The reach goes well beyond submarines. Over in Materials Services, the business that moves steel, aluminum, and other metals around the world, business analysts use Jira and Confluence to track requirements for the eCommerce platform that serves 250,000 customers. Meanwhile, a dedicated platform engineering team in Poland manages the underlying infrastructure, including the Atlassian tools along with related systems like Bitbucket, Artifactory, Harbor, and Jenkins, all tied together through a modern DevSecOps pipeline.
IT Services & Consulting · Reston, Virginia · Confluence
Confluence
Jira
CACI is a US defense contractor that builds software and IT systems for government agencies across the national security space. With around 27,000 employees, they support agencies like the Department of Homeland Security, the Department of Defense, the National Security Agency, the Air Force, and the Marine Corps. Their work ranges from building intelligence software to running help desks for military healthcare systems.

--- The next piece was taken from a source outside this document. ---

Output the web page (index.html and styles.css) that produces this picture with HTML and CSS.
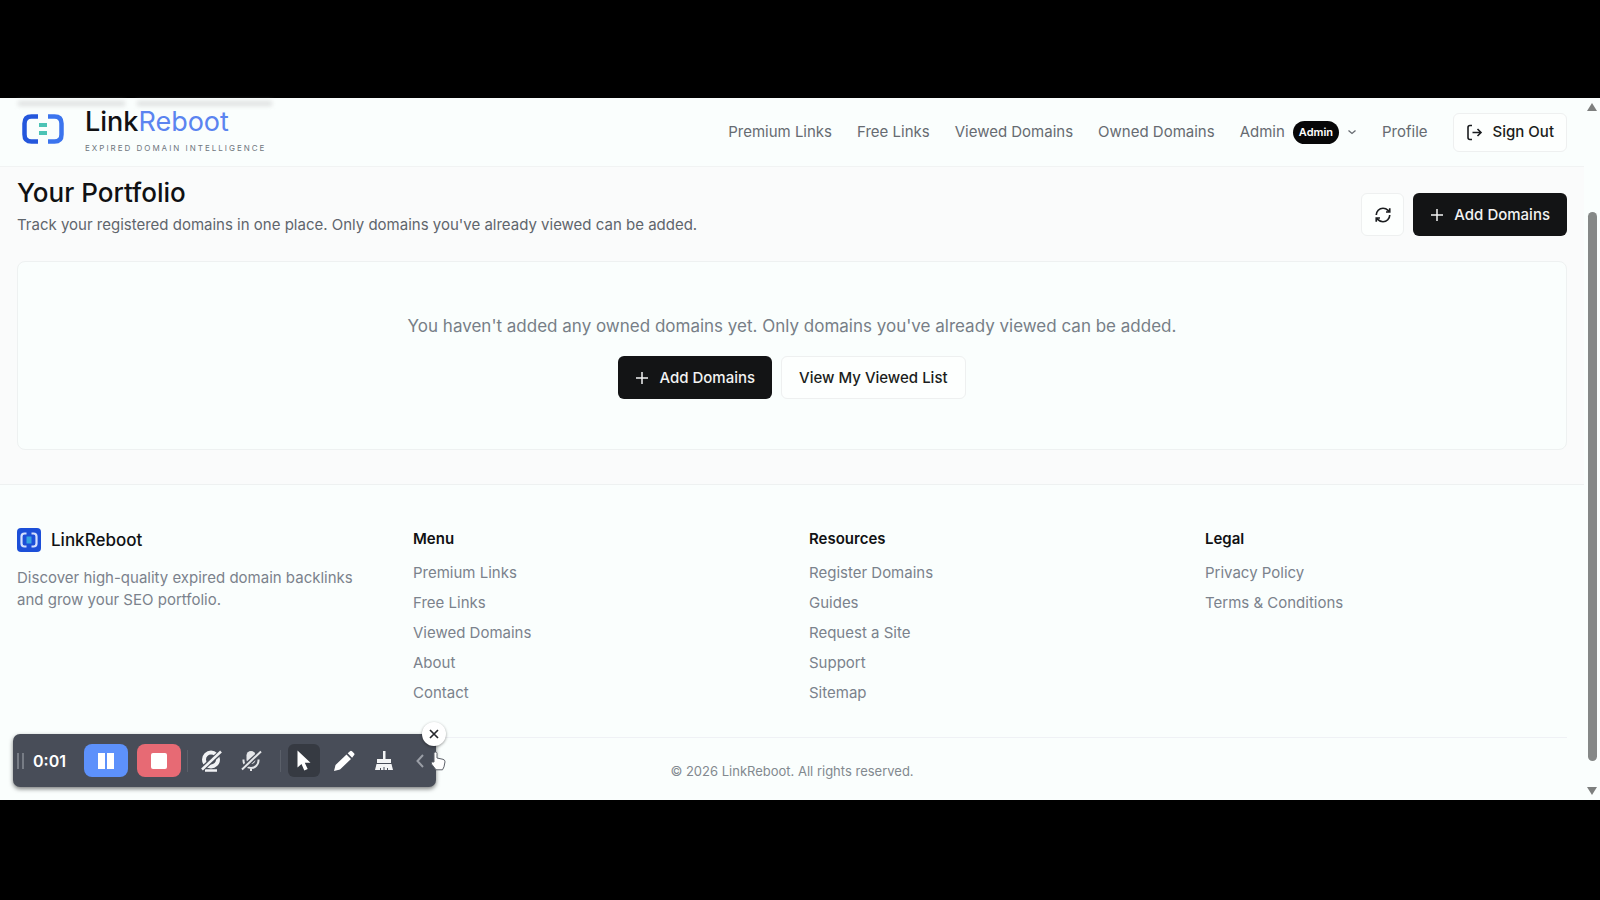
FILE: index.html
```html
<!DOCTYPE html>
<html lang="en">
<head>
<meta charset="utf-8">
<meta name="viewport" content="width=device-width, initial-scale=1">
<title>Your Portfolio - LinkReboot</title>
<link rel="stylesheet" href="styles.css">
</head>
<body>
<div class="viewport">
  <div class="page">
    <header class="header">
      <div class="scrolled-text" aria-hidden="true"></div>
      <a class="brand" href="#" aria-label="LinkReboot home">
        <svg class="brand-mark" viewBox="0 0 42 30" fill="none" stroke-width="4.500">
          <path d="M16 2.500H9.500Q2.500 2.500 2.500 9.500v11q0 7 7 7H16" stroke="#2457dc"/>
          <path d="M26 2.500h6.500q7 0 7 7v11q0 7-7 7H26" stroke="#3b74ee"/>
          <path d="M17 11h8M17 19h8" stroke="#4cc3b5" stroke-width="4"/>
        </svg>
        <span class="brand-text">
          <span class="wordmark">Link<span class="wordmark-accent">Reboot</span></span>
          <span class="tagline">EXPIRED DOMAIN INTELLIGENCE</span>
        </span>
      </a>
      <nav class="nav" aria-label="Main">
        <a href="#">Premium Links</a>
        <a href="#">Free Links</a>
        <a href="#">Viewed Domains</a>
        <a href="#">Owned Domains</a>
        <button class="nav-menu" type="button">Admin <span class="badge">Admin</span>
          <svg width="10" height="10" viewBox="0 0 10 10" fill="none" stroke="currentColor" stroke-width="1.300"><path d="M1.500 3.500 5 6.500l3.500-3"/></svg>
        </button>
        <a href="#">Profile</a>
        <button class="btn btn-outline btn-small" type="button">
          <svg width="17" height="17" viewBox="0 0 17 17" fill="none" stroke="currentColor" stroke-width="1.600"><path d="M6 1.500H4Q2 1.500 2 3.500v10q0 2 2 2h2M6.500 8.500H15M11.500 5l3.500 3.500-3.500 3.500"/></svg>
          Sign Out
        </button>
      </nav>
    </header>

    <main class="main">
      <div class="title-row">
        <div>
          <h1>Your Portfolio</h1>
          <p class="subtitle">Track your registered domains in one place. Only domains you've already viewed can be added.</p>
        </div>
        <div class="actions">
          <button class="btn btn-outline btn-icon" type="button" aria-label="Refresh">
            <svg width="18" height="18" viewBox="0 0 24 24" fill="none" stroke="currentColor" stroke-width="2.200"><path d="M3 12a9 9 0 0 1 9-9 9.750 9.750 0 0 1 6.740 2.740L21 8M21 3v5h-5M21 12a9 9 0 0 1-9 9 9.750 9.750 0 0 1-6.740-2.740L3 16M8 16H3v5"/></svg>
          </button>
          <button class="btn btn-dark" type="button">
            <svg width="14" height="14" viewBox="0 0 14 14" stroke="currentColor" stroke-width="1.500"><path d="M7 1v12M1 7h12"/></svg>
            Add Domains
          </button>
        </div>
      </div>
      <section class="card">
        <p class="empty-text">You haven't added any owned domains yet. Only domains you've already viewed can be added.</p>
        <div class="actions">
          <button class="btn btn-dark" type="button">
            <svg width="14" height="14" viewBox="0 0 14 14" stroke="currentColor" stroke-width="1.500"><path d="M7 1v12M1 7h12"/></svg>
            Add Domains
          </button>
          <button class="btn btn-outline" type="button">View My Viewed List</button>
        </div>
      </section>
    </main>

    <footer class="footer">
      <div class="footer-grid">
        <div>
          <div class="footer-brand">
            <svg width="24" height="24" viewBox="0 0 24 24" fill="none"><rect width="24" height="24" rx="4" fill="#1c4fd8"/><path d="M9.500 5.500H7.500q-3 0-3 3v7q0 3 3 3h2M14.500 5.500h2q3 0 3 3v7q0 3-3 3h-2" stroke="#d3e0fd" stroke-width="2.200"/><path d="M9.500 8.500h5v7h-5z" fill="#35a5e0"/></svg>
            LinkReboot
          </div>
          <p class="footer-about">Discover high-quality expired domain backlinks and grow your SEO portfolio.</p>
        </div>
        <nav aria-labelledby="f-menu">
          <h2 id="f-menu">Menu</h2>
          <ul>
            <li><a href="#">Premium Links</a></li>
            <li><a href="#">Free Links</a></li>
            <li><a href="#">Viewed Domains</a></li>
            <li><a href="#">About</a></li>
            <li><a href="#">Contact</a></li>
          </ul>
        </nav>
        <nav aria-labelledby="f-res">
          <h2 id="f-res">Resources</h2>
          <ul>
            <li><a href="#">Register Domains</a></li>
            <li><a href="#">Guides</a></li>
            <li><a href="#">Request a Site</a></li>
            <li><a href="#">Support</a></li>
            <li><a href="#">Sitemap</a></li>
          </ul>
        </nav>
        <nav aria-labelledby="f-legal">
          <h2 id="f-legal">Legal</h2>
          <ul>
            <li><a href="#">Privacy Policy</a></li>
            <li><a href="#">Terms &amp; Conditions</a></li>
          </ul>
        </nav>
      </div>
      <p class="copyright">© 2026 LinkReboot. All rights reserved.</p>
    </footer>
  </div>

  <div class="scrollbar" aria-hidden="true">
    <svg width="10" height="8" viewBox="0 0 10 8" fill="#7d7f7e"><path d="M5 0l5 8H0z"/></svg>
    <div class="track"><div class="thumb"></div></div>
    <svg width="10" height="8" viewBox="0 0 10 8" fill="#7d7f7e"><path d="M0 0h10L5 8z"/></svg>
  </div>

  <div class="recorder" role="toolbar" aria-label="Screen recorder">
    <span class="grip"></span>
    <span class="timer">0:01</span>
    <button class="rec-btn rec-pause" type="button" aria-label="Pause"><svg width="18" height="16" viewBox="0 0 18 16" fill="#fff"><path d="M1 0h7v16H1zM10 0h7v16h-7z"/></svg></button>
    <button class="rec-btn rec-stop" type="button" aria-label="Stop"><svg width="16" height="16" viewBox="0 0 16 16" fill="#fff"><rect width="16" height="16" rx="2"/></svg></button>
    <span class="sep"></span>
    <button class="rec-tool" type="button" aria-label="Camera off"><svg width="24" height="24" viewBox="0 0 24 24" fill="none" stroke="#f1f2f4"><circle cx="12" cy="10.500" r="7" stroke-width="4"/><path d="M6 21.500h12" stroke-width="2.500"/><path d="M2 21 22 3" stroke="#484d58" stroke-width="5"/><path d="M3 20.500 22 2.500" stroke-width="2.500"/></svg></button>
    <button class="rec-tool" type="button" aria-label="Microphone off"><svg width="24" height="24" viewBox="0 0 24 24" fill="none" stroke="#e4e6e9"><rect x="7.500" y="2" width="9" height="13" rx="4.500" fill="#e4e6e9" stroke="none"/><path d="M4.500 10.500v1a7.500 7.500 0 0 0 15 0v-1M12 18v4" stroke-width="2"/><path d="M2 21 22 3" stroke="#484d58" stroke-width="5"/><path d="M3 20.500 22 2.500" stroke-width="2"/></svg></button>
    <span class="sep"></span>
    <button class="rec-tool rec-active" type="button" aria-label="Cursor"><svg width="24" height="24" viewBox="0 0 24 24" fill="#fff"><path d="M5.500 1.500v17l4-3.500 2.800 6.500 3.400-1.500-2.900-6.200h5.700z"/></svg></button>
    <button class="rec-tool" type="button" aria-label="Pen"><svg width="24" height="24" viewBox="0 0 24 24" fill="#fff"><path d="m2 22 1.500-6L14.500 5.500l4.500 4.500L8 20.500zM15.700 4.300 18 2.200q1-.9 2 .1l2 2q1 1 0 2l-1.900 2.500z"/></svg></button>
    <button class="rec-tool" type="button" aria-label="Clear"><svg width="24" height="24" viewBox="0 0 24 24" fill="#f4f5f6"><path d="M11 2h2.500v8H11zM5 10h14v4H5zM4.500 15h15l1.500 6H3z"/><path d="M8.500 22v-3M12 22v-4M15.500 22v-3" stroke="#484d58"/></svg></button>
    <button class="rec-collapse" type="button" aria-label="Collapse"><svg width="8" height="14" viewBox="0 0 8 14" fill="none" stroke="#9a9ea6" stroke-width="2"><path d="M7 1 1.500 7 7 13"/></svg></button>
    <button class="rec-close" type="button" aria-label="Close"><svg width="10" height="10" viewBox="0 0 10 10" stroke="#26282c" stroke-width="1.700"><path d="m1 1 8 8M9 1 1 9"/></svg></button>
    <svg class="hand" viewBox="0 0 16 20" fill="#fff" stroke="#5c6068"><path d="M4 11V2.500a1.500 1.500 0 0 1 3 0V7l6 1.300q2 .5 2 2.500l-1 5-1.500 3H6L1.500 13q-.5-2 1-2z"/></svg>
  </div>
</div>
</body>
</html>
```

FILE: styles.css
```css
* { box-sizing: border-box; }
body {
  margin: 0;
  min-height: 100vh;
  padding: 98px 0 100px;
  background: #000;
  color: #101113;
  font: 15px/22px Inter, "Liberation Sans", sans-serif;
}
h1, h2, p, ul { margin: 0; padding: 0; }
ul { list-style: none; }
a { color: inherit; text-decoration: none; }
button { font: inherit; color: inherit; border: 0; background: none; padding: 0; }
svg { flex: none; display: block; }

.viewport {
  position: relative;
  display: grid;
  grid-template-columns: 1fr 16px;
  background: #fafefd;
  min-height: calc(100vh - 198px);
}
.page { display: flex; flex-direction: column; }

.header {
  position: relative;
  display: flex;
  align-items: center;
  justify-content: space-between;
  height: 69px;
  padding: 0 17px;
  border-bottom: 1px solid #f1f3f3;
}
.scrolled-text {
  position: absolute;
  left: 18px;
  top: 3px;
  width: 254px;
  height: 5px;
  background: linear-gradient(90deg, #dfe1e1 42%, transparent 42% 47%, #dfe1e1 47%);
  filter: blur(2px);
}
.brand { position: relative; display: flex; align-items: center; gap: 21px; padding-left: 5px; }
.brand-mark { width: 42px; height: 30px; margin-bottom: 6px; }
.brand-text { display: flex; flex-direction: column; gap: 6px; padding-bottom: 3px; }
.wordmark { font-size: 27px; line-height: 28px; font-weight: 500; }
.wordmark-accent { color: #5b84f0; font-weight: 400; }
.tagline { font-size: 8px; line-height: 12px; letter-spacing: 2px; color: #6f767e; }

.nav { display: flex; align-items: center; gap: 25px; color: #666b71; }
.nav-menu { display: flex; align-items: center; gap: 8px; }
.badge {
  padding: 0 6px;
  border-radius: 12px;
  background: #070708;
  color: #fff;
  font-size: 11px;
  line-height: 23px;
  font-weight: 600;
}

.btn {
  display: inline-flex;
  align-items: center;
  justify-content: center;
  gap: 10px;
  height: 43px;
  padding: 0 17px;
  border-radius: 6px;
  font-weight: 500;
  white-space: nowrap;
}
.btn-dark { background: #131415; color: #f2f2f2; }
.btn-outline { border: 1px solid #eef0f0; background: #fdfffe; color: #1b1d20; }
.btn-small { height: 39px; padding: 0 12px; }
.btn-icon { width: 43px; padding: 0; }
.actions { display: flex; gap: 9px; }

.main {
  padding: 12px 17px 34px;
  background: #fafbfb;
}
.title-row { display: flex; align-items: center; justify-content: space-between; margin-bottom: 25px; }
h1 { font-size: 26px; line-height: 28px; font-weight: 500; }
.subtitle { margin-top: 7px; color: #5f656c; }
.title-row .actions { padding-top: 14px; }
.card {
  display: flex;
  flex-direction: column;
  align-items: center;
  gap: 17px;
  padding: 51px 17px 50px;
  border: 1px solid #eef1f1;
  border-radius: 8px;
  background: #fafefd;
}
.empty-text { font-size: 17px; line-height: 26px; color: #777e87; }

.footer { padding: 42px 17px 16px; border-top: 1px solid #eef1f1; }
.footer-grid { display: grid; grid-template-columns: repeat(4, 1fr); gap: 34px; }
.footer-brand { display: flex; align-items: center; gap: 10px; font-size: 17px; line-height: 26px; font-weight: 500; }
.footer-about { margin-top: 14px; color: #7b828c; }
.footer h2 { font-size: 15px; line-height: 24px; font-weight: 600; margin-bottom: 11px; }
.footer li { line-height: 22px; margin-bottom: 8px; color: #7b828c; }
.copyright {
  margin-top: 25px;
  padding-top: 22px;
  border-top: 1px solid #eff1f5;
  text-align: center;
  font-size: 13px;
  color: #82898f;
}

.scrollbar { display: flex; flex-direction: column; align-items: center; padding: 5px 0 5px; }
.track { flex: 1; width: 9px; padding: 101px 0 26px; }
.thumb { height: 100%; border-radius: 5px; background: #858887; }

.recorder {
  position: absolute;
  left: 13px;
  bottom: 13px;
  display: flex;
  align-items: center;
  width: 423px;
  height: 53px;
  padding-left: 4px;
  border-radius: 7px;
  background: #484d58;
  box-shadow: 0 2px 4px rgba(0, 0, 0, .5);
}
.grip { width: 7px; height: 16px; border: 2px solid #777c85; border-width: 0 2px; }
.timer { width: 53px; padding-left: 9px; color: #fff; font-size: 16px; font-weight: 600; }
.rec-btn { display: grid; place-items: center; width: 44px; height: 33px; border-radius: 8px; }
.rec-pause { margin-left: 7px; background: #5d91fb; }
.rec-stop { margin-left: 9px; background: #e76a74; }
.sep { width: 1px; height: 22px; margin: 0 7px 0 5px; background: #5a5f69; }
.rec-stop + .sep { margin-left: 6px; }
.rec-tool { display: grid; place-items: center; width: 32px; height: 33px; border-radius: 6px; margin-right: 8px; }
.rec-tool:has(+ .rec-tool:not(.rec-active)) { margin-right: 8px; }
.rec-active { background: #363a42; }
.rec-collapse { margin-left: 8px; }
.rec-close {
  position: absolute;
  right: -10px;
  top: -12px;
  display: grid;
  place-items: center;
  width: 24px;
  height: 24px;
  border-radius: 50%;
  background: #fff;
  box-shadow: 0 1px 3px rgba(0, 0, 0, .4);
}
.hand { position: absolute; right: -10px; top: 17px; width: 16px; height: 20px; }
```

Across almost every program CACI runs, Jira and Confluence sit at the center of how the work gets done. On one program called Makalu, software engineers build cloud-native applications that give intelligence analysts real-time situational awareness, and they use Jira and Confluence alongside Git and Amazon Web Services to track code changes and document the system. On a separate program supporting signals intelligence missions, system engineers use the Atlassian suite to plan agile sprints, break down epics into tickets for developers, and coordinate with the government customers who actually use the software.
Jira also gets extended in creative ways at CACI. One team supporting military healthcare even develops custom Jira plugins to add new functionality to the system, while another builds reporting dashboards in Jira to track user onboarding and trouble tickets for a deployment management platform used by the armed forces.
Because CACI works so heavily with classified government systems, many of these Atlassian instances run on networks that require security clearances just to log in.